Haunted Land is not an easy film to watch — in one particularly powerful scene, Pablo identifies his family’s remains lying in an unmarked mass grave — nor was it an easy film to make. Davis was unable to secure interest from a TV broadcaster (the key to obtaining substantial funding in Canada) because, as she was repeatedly informed, Mateo Pablo’s story was “not compelling” or “not Canadian enough.”

As a result, the director was left to seek alternative avenues of funding, forcing her to complete the film in fits and starts over several years.

“I really question why Canada — especially the television broadcasters, with their huge funding — wouldn’t think that a project about one of our immigrant’s life experiences is worth sharing with other Canadians,” she said. “I find that very strange.”

Commitment to persecute needed

Haunted Land may be finished at long last, but Mateo Pablo’s quest for justice continues. He and Davis are circulating a petition demanding the Canadian government strengthen its commitment to the persecution of international war criminals. He also hopes to spread his story by touring with the film, with plans underway to visit Western Canada in the spring.

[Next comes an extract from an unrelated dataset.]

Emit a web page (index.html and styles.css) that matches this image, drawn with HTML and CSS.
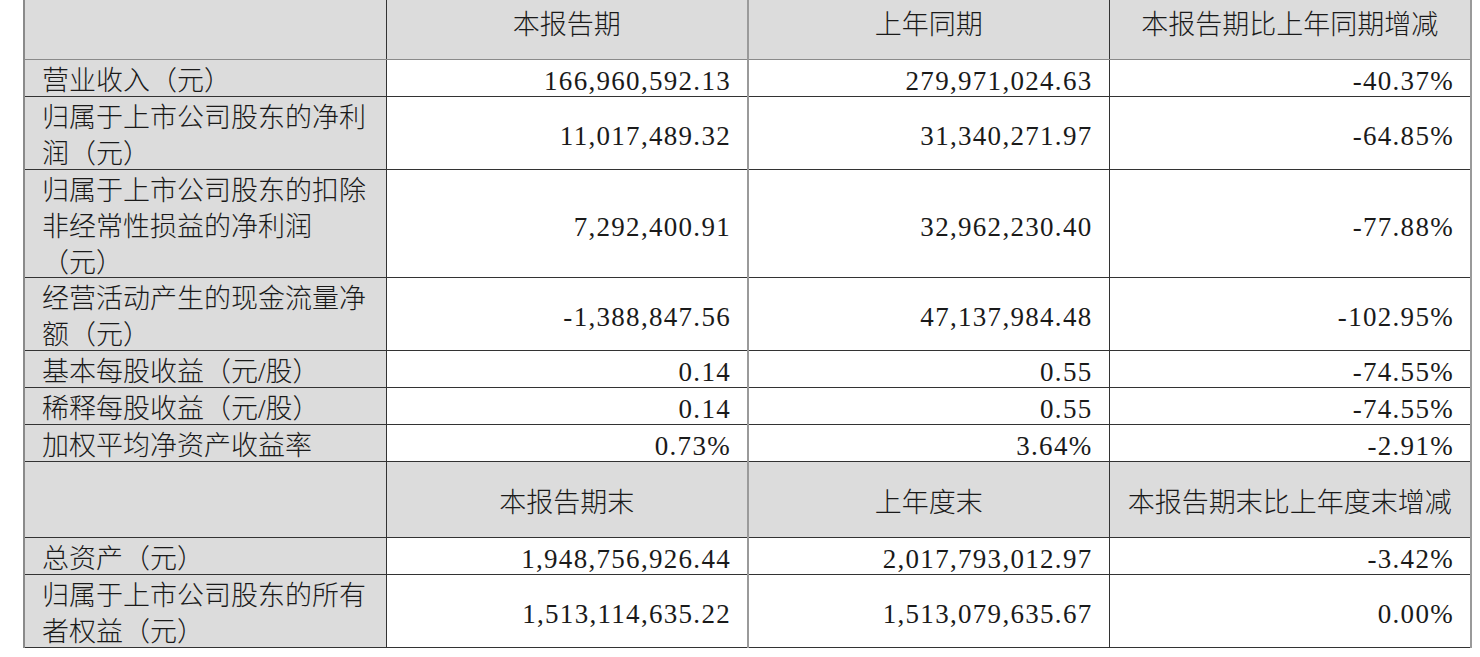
FILE: index.html
```html
<!DOCTYPE html>
<html lang="zh-CN">
<head>
<meta charset="utf-8">
<title>主要会计数据</title>
<link rel="stylesheet" href="styles.css">
</head>
<body>
<div class="page">
<table class="fin">
  <colgroup>
    <col class="c1"><col class="c2"><col class="c3"><col class="c4">
  </colgroup>
  <tbody>
    <tr class="head head-top">
      <td class="label"></td>
      <td class="hcell"><span class="t">本报告期</span></td>
      <td class="hcell mid"><span class="t">上年同期</span></td>
      <td class="hcell"><span class="t">本报告期比上年同期增减</span></td>
    </tr>
    <tr>
      <td class="label"><span class="t">营业收入（元）</span></td>
      <td class="num"><span class="t">166,960,592.13</span></td>
      <td class="num mid"><span class="t">279,971,024.63</span></td>
      <td class="num"><span class="t">-40.37%</span></td>
    </tr>
    <tr>
      <td class="label"><span class="t">归属于上市公司股东的净利润（元）</span></td>
      <td class="num"><span class="t">11,017,489.32</span></td>
      <td class="num mid"><span class="t">31,340,271.97</span></td>
      <td class="num"><span class="t">-64.85%</span></td>
    </tr>
    <tr class="soft">
      <td class="label"><span class="t">归属于上市公司股东的扣除非经常性损益的净利润（元）</span></td>
      <td class="num"><span class="t">7,292,400.91</span></td>
      <td class="num mid"><span class="t">32,962,230.40</span></td>
      <td class="num"><span class="t">-77.88%</span></td>
    </tr>
    <tr class="soft">
      <td class="label"><span class="t">经营活动产生的现金流量净额（元）</span></td>
      <td class="num"><span class="t">-1,388,847.56</span></td>
      <td class="num mid"><span class="t">47,137,984.48</span></td>
      <td class="num"><span class="t">-102.95%</span></td>
    </tr>
    <tr class="soft">
      <td class="label"><span class="t">基本每股收益（元/股）</span></td>
      <td class="num"><span class="t">0.14</span></td>
      <td class="num mid"><span class="t">0.55</span></td>
      <td class="num"><span class="t">-74.55%</span></td>
    </tr>
    <tr>
      <td class="label"><span class="t">稀释每股收益（元/股）</span></td>
      <td class="num"><span class="t">0.14</span></td>
      <td class="num mid"><span class="t">0.55</span></td>
      <td class="num"><span class="t">-74.55%</span></td>
    </tr>
    <tr>
      <td class="label"><span class="t">加权平均净资产收益率</span></td>
      <td class="num"><span class="t">0.73%</span></td>
      <td class="num mid"><span class="t">3.64%</span></td>
      <td class="num"><span class="t">-2.91%</span></td>
    </tr>
    <tr class="head">
      <td class="label"></td>
      <td class="hcell"><span class="t">本报告期末</span></td>
      <td class="hcell mid"><span class="t">上年度末</span></td>
      <td class="hcell"><span class="t">本报告期末比上年度末增减</span></td>
    </tr>
    <tr>
      <td class="label"><span class="t">总资产（元）</span></td>
      <td class="num"><span class="t">1,948,756,926.44</span></td>
      <td class="num mid"><span class="t">2,017,793,012.97</span></td>
      <td class="num"><span class="t">-3.42%</span></td>
    </tr>
    <tr>
      <td class="label"><span class="t">归属于上市公司股东的所有者权益（元）</span></td>
      <td class="num"><span class="t">1,513,114,635.22</span></td>
      <td class="num mid"><span class="t">1,513,079,635.67</span></td>
      <td class="num"><span class="t">0.00%</span></td>
    </tr>
  </tbody>
</table>
</div>
</body>
</html>
```

FILE: styles.css
```css
html, body {
  margin: 0;
  padding: 0;
  background: #ffffff;
}

.page {
  padding-left: 23px;
  margin-top: -16px;
}

.fin {
  border-collapse: collapse;
  table-layout: fixed;
  width: 1447px;
  font-family: "Liberation Serif", "Noto Sans CJK SC", serif;
  font-size: 27px;
  font-weight: 300;
  line-height: 35.9px;
  color: #1a1a1a;
}

.c1 { width: 362px; }
.c2 { width: 362px; }
.c3 { width: 361px; }
.c4 { width: 362px; }

.fin td {
  padding: 0;
  border: 1px solid #333333;
  vertical-align: middle;
  background: #ffffff;
}

.fin .t {
  display: block;
  margin-top: 4px;
  margin-bottom: -4px;
}

.fin td:first-child {
  border-left: 2px solid #8a8a8a;
}

.fin td:last-child {
  border-right: 2px solid #9a9a9a;
}

.fin td.mid {
  border-left: 2px solid #9a9a9a;
}

.fin .label {
  background: #dcdcdc;
  padding-left: 17px;
  padding-right: 10px;
  text-align: left;
}

.fin .num {
  text-align: right;
  padding-right: 16px;
  letter-spacing: 1.3px;
}

.fin .head td {
  background: #dcdcdc;
  height: 75px;
}

.fin .hcell {
  text-align: center;
}

.fin .head-top td {
  border-top: none;
  border-bottom: 1px solid #8a8a8a;
}

.fin .soft td {
  border-top-color: #8a8a8a;
}
```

Davis is already working on her next documentary, a film about Larry Towell, the Ontario photographer celebrated for his photos of life in countries such as Mexico, Palestine and El Salvador.

“We’ll see if Canadian TV is more enthusiastic about this story,” she quipped, still smarting from the frustration of bringing Haunted Land to the screen. She added with a wry laugh, “A lot of Larry Towell’s photographs are taken outside of Canada, so we’ll see.”

Haunted Land will be screened on Friday, January 25, in the Henry F. Hall Building, H-110. The French version, Le Pays Hanté, runs until January 31 at Ex-Centris.